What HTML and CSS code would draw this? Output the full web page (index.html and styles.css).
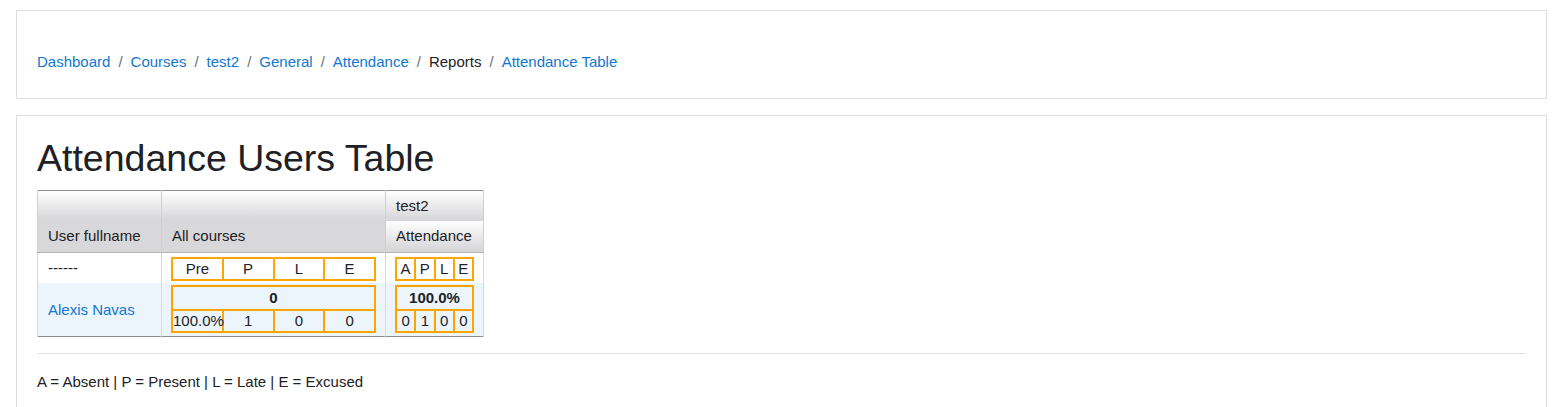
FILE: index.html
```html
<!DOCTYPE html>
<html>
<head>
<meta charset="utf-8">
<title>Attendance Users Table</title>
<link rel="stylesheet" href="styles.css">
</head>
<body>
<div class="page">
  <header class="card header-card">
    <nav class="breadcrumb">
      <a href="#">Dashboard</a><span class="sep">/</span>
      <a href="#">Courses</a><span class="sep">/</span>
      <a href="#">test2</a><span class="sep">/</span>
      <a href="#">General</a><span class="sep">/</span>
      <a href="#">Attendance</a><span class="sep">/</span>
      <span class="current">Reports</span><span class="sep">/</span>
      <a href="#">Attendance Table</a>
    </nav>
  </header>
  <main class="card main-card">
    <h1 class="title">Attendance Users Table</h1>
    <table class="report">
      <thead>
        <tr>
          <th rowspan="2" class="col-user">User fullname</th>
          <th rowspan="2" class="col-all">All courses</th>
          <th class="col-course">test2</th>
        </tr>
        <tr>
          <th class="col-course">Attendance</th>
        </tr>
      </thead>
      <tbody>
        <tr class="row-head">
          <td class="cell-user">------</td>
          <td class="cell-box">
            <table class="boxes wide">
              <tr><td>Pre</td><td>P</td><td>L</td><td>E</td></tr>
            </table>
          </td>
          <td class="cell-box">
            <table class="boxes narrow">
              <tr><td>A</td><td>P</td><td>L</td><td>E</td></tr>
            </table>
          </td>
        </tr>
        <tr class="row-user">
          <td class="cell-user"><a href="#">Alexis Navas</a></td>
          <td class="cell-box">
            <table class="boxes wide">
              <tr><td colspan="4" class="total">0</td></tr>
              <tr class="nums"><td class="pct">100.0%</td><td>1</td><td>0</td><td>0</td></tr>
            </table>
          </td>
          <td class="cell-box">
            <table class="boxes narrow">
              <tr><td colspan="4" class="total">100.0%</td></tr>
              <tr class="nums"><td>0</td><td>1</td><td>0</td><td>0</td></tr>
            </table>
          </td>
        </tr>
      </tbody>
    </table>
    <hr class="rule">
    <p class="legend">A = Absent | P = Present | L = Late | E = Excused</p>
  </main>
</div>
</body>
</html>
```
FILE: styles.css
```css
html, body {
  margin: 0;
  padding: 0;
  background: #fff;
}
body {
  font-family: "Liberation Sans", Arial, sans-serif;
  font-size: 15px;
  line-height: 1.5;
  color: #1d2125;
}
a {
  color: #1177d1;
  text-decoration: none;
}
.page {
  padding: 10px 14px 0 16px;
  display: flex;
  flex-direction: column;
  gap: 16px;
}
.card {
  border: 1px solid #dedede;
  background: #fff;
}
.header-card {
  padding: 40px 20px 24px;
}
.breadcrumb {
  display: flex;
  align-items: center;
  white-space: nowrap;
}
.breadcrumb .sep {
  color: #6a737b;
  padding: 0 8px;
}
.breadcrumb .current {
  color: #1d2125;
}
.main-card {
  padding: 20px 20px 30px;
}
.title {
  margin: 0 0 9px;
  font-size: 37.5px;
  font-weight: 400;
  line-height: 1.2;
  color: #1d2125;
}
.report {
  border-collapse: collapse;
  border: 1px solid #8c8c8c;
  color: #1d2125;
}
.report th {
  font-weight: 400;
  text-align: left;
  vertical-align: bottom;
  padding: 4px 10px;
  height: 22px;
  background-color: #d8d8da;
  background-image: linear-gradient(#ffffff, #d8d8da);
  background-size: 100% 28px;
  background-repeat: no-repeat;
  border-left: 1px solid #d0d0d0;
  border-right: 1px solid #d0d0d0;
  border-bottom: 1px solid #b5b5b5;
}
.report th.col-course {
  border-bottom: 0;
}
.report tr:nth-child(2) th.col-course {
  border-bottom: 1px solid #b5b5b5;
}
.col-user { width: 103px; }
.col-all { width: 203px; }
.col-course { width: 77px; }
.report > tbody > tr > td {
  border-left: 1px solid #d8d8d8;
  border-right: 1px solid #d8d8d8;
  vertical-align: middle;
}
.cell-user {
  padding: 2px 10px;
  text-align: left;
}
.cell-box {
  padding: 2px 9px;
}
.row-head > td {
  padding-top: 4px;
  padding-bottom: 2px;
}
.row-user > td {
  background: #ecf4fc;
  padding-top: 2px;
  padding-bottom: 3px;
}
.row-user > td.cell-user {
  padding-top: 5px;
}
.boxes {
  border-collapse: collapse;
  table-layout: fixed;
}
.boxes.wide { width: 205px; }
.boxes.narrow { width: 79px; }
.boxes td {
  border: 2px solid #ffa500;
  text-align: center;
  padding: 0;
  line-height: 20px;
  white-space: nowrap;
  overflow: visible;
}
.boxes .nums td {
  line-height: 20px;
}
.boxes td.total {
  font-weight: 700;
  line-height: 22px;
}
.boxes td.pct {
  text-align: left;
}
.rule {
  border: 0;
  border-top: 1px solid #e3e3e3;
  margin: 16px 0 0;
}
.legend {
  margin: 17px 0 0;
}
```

§ WORK TO BE COMPLETED: Reproduce the material above in full, exactly, with no images.

§ FINISHED EXERCISE:
What HTML and CSS code would draw this? Output the full web page (index.html and styles.css).
FILE: index.html
```html
<!DOCTYPE html>
<html>
<head>
<meta charset="utf-8">
<title>Attendance Users Table</title>
<link rel="stylesheet" href="styles.css">
</head>
<body>
<div class="page">
  <header class="card header-card">
    <nav class="breadcrumb">
      <a href="#">Dashboard</a><span class="sep">/</span>
      <a href="#">Courses</a><span class="sep">/</span>
      <a href="#">test2</a><span class="sep">/</span>
      <a href="#">General</a><span class="sep">/</span>
      <a href="#">Attendance</a><span class="sep">/</span>
      <span class="current">Reports</span><span class="sep">/</span>
      <a href="#">Attendance Table</a>
    </nav>
  </header>
  <main class="card main-card">
    <h1 class="title">Attendance Users Table</h1>
    <table class="report">
      <thead>
        <tr>
          <th rowspan="2" class="col-user">User fullname</th>
          <th rowspan="2" class="col-all">All courses</th>
          <th class="col-course">test2</th>
        </tr>
        <tr>
          <th class="col-course">Attendance</th>
        </tr>
      </thead>
      <tbody>
        <tr class="row-head">
          <td class="cell-user">------</td>
          <td class="cell-box">
            <table class="boxes wide">
              <tr><td>Pre</td><td>P</td><td>L</td><td>E</td></tr>
            </table>
          </td>
          <td class="cell-box">
            <table class="boxes narrow">
              <tr><td>A</td><td>P</td><td>L</td><td>E</td></tr>
            </table>
          </td>
        </tr>
        <tr class="row-user">
          <td class="cell-user"><a href="#">Alexis Navas</a></td>
          <td class="cell-box">
            <table class="boxes wide">
              <tr><td colspan="4" class="total">0</td></tr>
              <tr class="nums"><td class="pct">100.0%</td><td>1</td><td>0</td><td>0</td></tr>
            </table>
          </td>
          <td class="cell-box">
            <table class="boxes narrow">
              <tr><td colspan="4" class="total">100.0%</td></tr>
              <tr class="nums"><td>0</td><td>1</td><td>0</td><td>0</td></tr>
            </table>
          </td>
        </tr>
      </tbody>
    </table>
    <hr class="rule">
    <p class="legend">A = Absent | P = Present | L = Late | E = Excused</p>
  </main>
</div>
</body>
</html>
```
FILE: styles.css
```css
html, body {
  margin: 0;
  padding: 0;
  background: #fff;
}
body {
  font-family: "Liberation Sans", Arial, sans-serif;
  font-size: 15px;
  line-height: 1.5;
  color: #1d2125;
}
a {
  color: #1177d1;
  text-decoration: none;
}
.page {
  padding: 10px 14px 0 16px;
  display: flex;
  flex-direction: column;
  gap: 16px;
}
.card {
  border: 1px solid #dedede;
  background: #fff;
}
.header-card {
  padding: 40px 20px 24px;
}
.breadcrumb {
  display: flex;
  align-items: center;
  white-space: nowrap;
}
.breadcrumb .sep {
  color: #6a737b;
  padding: 0 8px;
}
.breadcrumb .current {
  color: #1d2125;
}
.main-card {
  padding: 20px 20px 30px;
}
.title {
  margin: 0 0 9px;
  font-size: 37.5px;
  font-weight: 400;
  line-height: 1.2;
  color: #1d2125;
}
.report {
  border-collapse: collapse;
  border: 1px solid #8c8c8c;
  color: #1d2125;
}
.report th {
  font-weight: 400;
  text-align: left;
  vertical-align: bottom;
  padding: 4px 10px;
  height: 22px;
  background-color: #d8d8da;
  background-image: linear-gradient(#ffffff, #d8d8da);
  background-size: 100% 28px;
  background-repeat: no-repeat;
  border-left: 1px solid #d0d0d0;
  border-right: 1px solid #d0d0d0;
  border-bottom: 1px solid #b5b5b5;
}
.report th.col-course {
  border-bottom: 0;
}
.report tr:nth-child(2) th.col-course {
  border-bottom: 1px solid #b5b5b5;
}
.col-user { width: 103px; }
.col-all { width: 203px; }
.col-course { width: 77px; }
.report > tbody > tr > td {
  border-left: 1px solid #d8d8d8;
  border-right: 1px solid #d8d8d8;
  vertical-align: middle;
}
.cell-user {
  padding: 2px 10px;
  text-align: left;
}
.cell-box {
  padding: 2px 9px;
}
.row-head > td {
  padding-top: 4px;
  padding-bottom: 2px;
}
.row-user > td {
  background: #ecf4fc;
  padding-top: 2px;
  padding-bottom: 3px;
}
.row-user > td.cell-user {
  padding-top: 5px;
}
.boxes {
  border-collapse: collapse;
  table-layout: fixed;
}
.boxes.wide { width: 205px; }
.boxes.narrow { width: 79px; }
.boxes td {
  border: 2px solid #ffa500;
  text-align: center;
  padding: 0;
  line-height: 20px;
  white-space: nowrap;
  overflow: visible;
}
.boxes .nums td {
  line-height: 20px;
}
.boxes td.total {
  font-weight: 700;
  line-height: 22px;
}
.boxes td.pct {
  text-align: left;
}
.rule {
  border: 0;
  border-top: 1px solid #e3e3e3;
  margin: 16px 0 0;
}
.legend {
  margin: 17px 0 0;
}
```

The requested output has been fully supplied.